> _Recorded information_:

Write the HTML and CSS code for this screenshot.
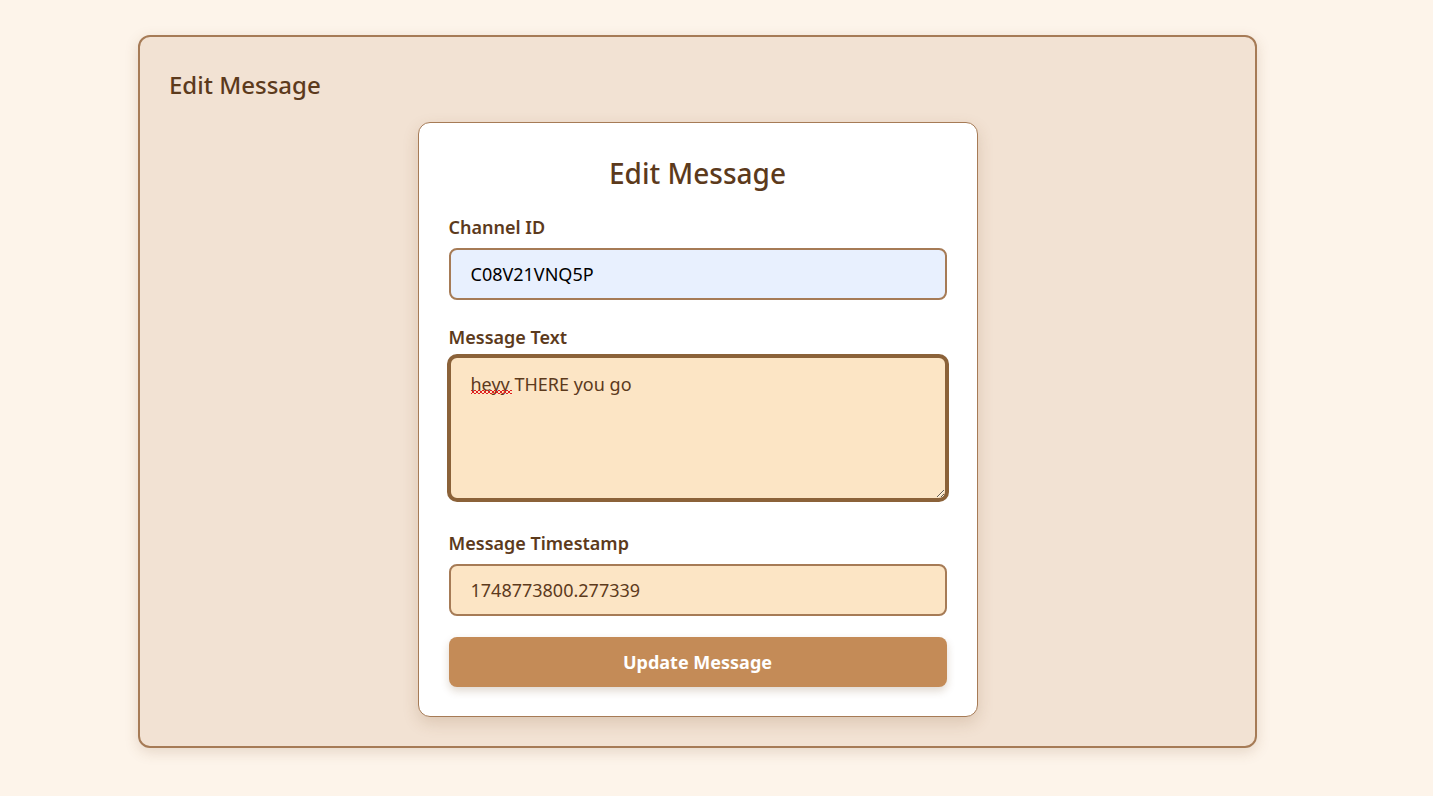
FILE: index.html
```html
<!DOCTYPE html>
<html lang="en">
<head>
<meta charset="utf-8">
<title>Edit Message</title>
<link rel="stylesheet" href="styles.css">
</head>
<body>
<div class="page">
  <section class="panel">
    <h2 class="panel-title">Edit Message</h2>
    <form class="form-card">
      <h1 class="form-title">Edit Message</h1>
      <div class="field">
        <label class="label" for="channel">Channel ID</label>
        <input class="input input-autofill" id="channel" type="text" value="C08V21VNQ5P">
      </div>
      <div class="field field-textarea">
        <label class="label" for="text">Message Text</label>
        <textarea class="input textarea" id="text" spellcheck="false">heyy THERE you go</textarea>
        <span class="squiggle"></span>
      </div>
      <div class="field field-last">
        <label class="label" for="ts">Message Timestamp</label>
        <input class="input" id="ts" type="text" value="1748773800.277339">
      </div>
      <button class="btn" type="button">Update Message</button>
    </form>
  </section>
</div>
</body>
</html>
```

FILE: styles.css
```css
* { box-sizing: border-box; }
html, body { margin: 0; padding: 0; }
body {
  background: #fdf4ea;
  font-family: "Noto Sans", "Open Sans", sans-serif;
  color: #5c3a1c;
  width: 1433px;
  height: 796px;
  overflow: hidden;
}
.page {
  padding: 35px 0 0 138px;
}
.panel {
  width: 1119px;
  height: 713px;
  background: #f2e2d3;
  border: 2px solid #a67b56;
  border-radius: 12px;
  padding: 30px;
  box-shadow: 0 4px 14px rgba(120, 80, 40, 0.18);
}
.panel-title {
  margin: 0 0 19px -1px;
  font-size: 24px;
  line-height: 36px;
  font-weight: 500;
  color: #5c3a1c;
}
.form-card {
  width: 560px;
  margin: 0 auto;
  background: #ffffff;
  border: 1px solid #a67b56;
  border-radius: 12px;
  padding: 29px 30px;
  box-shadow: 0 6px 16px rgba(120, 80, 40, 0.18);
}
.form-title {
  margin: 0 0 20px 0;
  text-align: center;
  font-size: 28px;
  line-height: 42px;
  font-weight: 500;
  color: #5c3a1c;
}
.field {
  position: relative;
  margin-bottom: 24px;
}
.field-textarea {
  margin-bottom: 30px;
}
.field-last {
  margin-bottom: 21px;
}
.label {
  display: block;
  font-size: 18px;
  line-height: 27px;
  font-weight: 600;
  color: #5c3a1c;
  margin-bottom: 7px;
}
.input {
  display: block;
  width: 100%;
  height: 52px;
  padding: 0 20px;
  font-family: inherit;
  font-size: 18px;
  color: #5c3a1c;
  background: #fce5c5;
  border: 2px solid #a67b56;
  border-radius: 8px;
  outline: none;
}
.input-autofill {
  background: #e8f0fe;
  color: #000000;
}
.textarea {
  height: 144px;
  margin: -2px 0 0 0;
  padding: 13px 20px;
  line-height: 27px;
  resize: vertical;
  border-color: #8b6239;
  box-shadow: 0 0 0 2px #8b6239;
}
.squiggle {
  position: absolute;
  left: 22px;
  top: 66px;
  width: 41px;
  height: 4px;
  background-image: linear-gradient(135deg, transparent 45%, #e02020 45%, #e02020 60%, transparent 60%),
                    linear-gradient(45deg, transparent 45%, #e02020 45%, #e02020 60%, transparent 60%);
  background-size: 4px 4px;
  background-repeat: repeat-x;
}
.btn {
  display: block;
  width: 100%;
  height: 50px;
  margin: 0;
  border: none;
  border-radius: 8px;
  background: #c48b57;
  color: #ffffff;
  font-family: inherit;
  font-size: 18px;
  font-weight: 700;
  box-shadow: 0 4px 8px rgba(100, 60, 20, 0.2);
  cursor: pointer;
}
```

> _What to work on_: Reproduce all of the data exactly; the pictures do not belong in the copy.

> _Answer to this exercise_:
Write the HTML and CSS code for this screenshot.
FILE: index.html
```html
<!DOCTYPE html>
<html lang="en">
<head>
<meta charset="utf-8">
<title>Edit Message</title>
<link rel="stylesheet" href="styles.css">
</head>
<body>
<div class="page">
  <section class="panel">
    <h2 class="panel-title">Edit Message</h2>
    <form class="form-card">
      <h1 class="form-title">Edit Message</h1>
      <div class="field">
        <label class="label" for="channel">Channel ID</label>
        <input class="input input-autofill" id="channel" type="text" value="C08V21VNQ5P">
      </div>
      <div class="field field-textarea">
        <label class="label" for="text">Message Text</label>
        <textarea class="input textarea" id="text" spellcheck="false">heyy THERE you go</textarea>
        <span class="squiggle"></span>
      </div>
      <div class="field field-last">
        <label class="label" for="ts">Message Timestamp</label>
        <input class="input" id="ts" type="text" value="1748773800.277339">
      </div>
      <button class="btn" type="button">Update Message</button>
    </form>
  </section>
</div>
</body>
</html>
```

FILE: styles.css
```css
* { box-sizing: border-box; }
html, body { margin: 0; padding: 0; }
body {
  background: #fdf4ea;
  font-family: "Noto Sans", "Open Sans", sans-serif;
  color: #5c3a1c;
  width: 1433px;
  height: 796px;
  overflow: hidden;
}
.page {
  padding: 35px 0 0 138px;
}
.panel {
  width: 1119px;
  height: 713px;
  background: #f2e2d3;
  border: 2px solid #a67b56;
  border-radius: 12px;
  padding: 30px;
  box-shadow: 0 4px 14px rgba(120, 80, 40, 0.18);
}
.panel-title {
  margin: 0 0 19px -1px;
  font-size: 24px;
  line-height: 36px;
  font-weight: 500;
  color: #5c3a1c;
}
.form-card {
  width: 560px;
  margin: 0 auto;
  background: #ffffff;
  border: 1px solid #a67b56;
  border-radius: 12px;
  padding: 29px 30px;
  box-shadow: 0 6px 16px rgba(120, 80, 40, 0.18);
}
.form-title {
  margin: 0 0 20px 0;
  text-align: center;
  font-size: 28px;
  line-height: 42px;
  font-weight: 500;
  color: #5c3a1c;
}
.field {
  position: relative;
  margin-bottom: 24px;
}
.field-textarea {
  margin-bottom: 30px;
}
.field-last {
  margin-bottom: 21px;
}
.label {
  display: block;
  font-size: 18px;
  line-height: 27px;
  font-weight: 600;
  color: #5c3a1c;
  margin-bottom: 7px;
}
.input {
  display: block;
  width: 100%;
  height: 52px;
  padding: 0 20px;
  font-family: inherit;
  font-size: 18px;
  color: #5c3a1c;
  background: #fce5c5;
  border: 2px solid #a67b56;
  border-radius: 8px;
  outline: none;
}
.input-autofill {
  background: #e8f0fe;
  color: #000000;
}
.textarea {
  height: 144px;
  margin: -2px 0 0 0;
  padding: 13px 20px;
  line-height: 27px;
  resize: vertical;
  border-color: #8b6239;
  box-shadow: 0 0 0 2px #8b6239;
}
.squiggle {
  position: absolute;
  left: 22px;
  top: 66px;
  width: 41px;
  height: 4px;
  background-image: linear-gradient(135deg, transparent 45%, #e02020 45%, #e02020 60%, transparent 60%),
                    linear-gradient(45deg, transparent 45%, #e02020 45%, #e02020 60%, transparent 60%);
  background-size: 4px 4px;
  background-repeat: repeat-x;
}
.btn {
  display: block;
  width: 100%;
  height: 50px;
  margin: 0;
  border: none;
  border-radius: 8px;
  background: #c48b57;
  color: #ffffff;
  font-family: inherit;
  font-size: 18px;
  font-weight: 700;
  box-shadow: 0 4px 8px rgba(100, 60, 20, 0.2);
  cursor: pointer;
}
```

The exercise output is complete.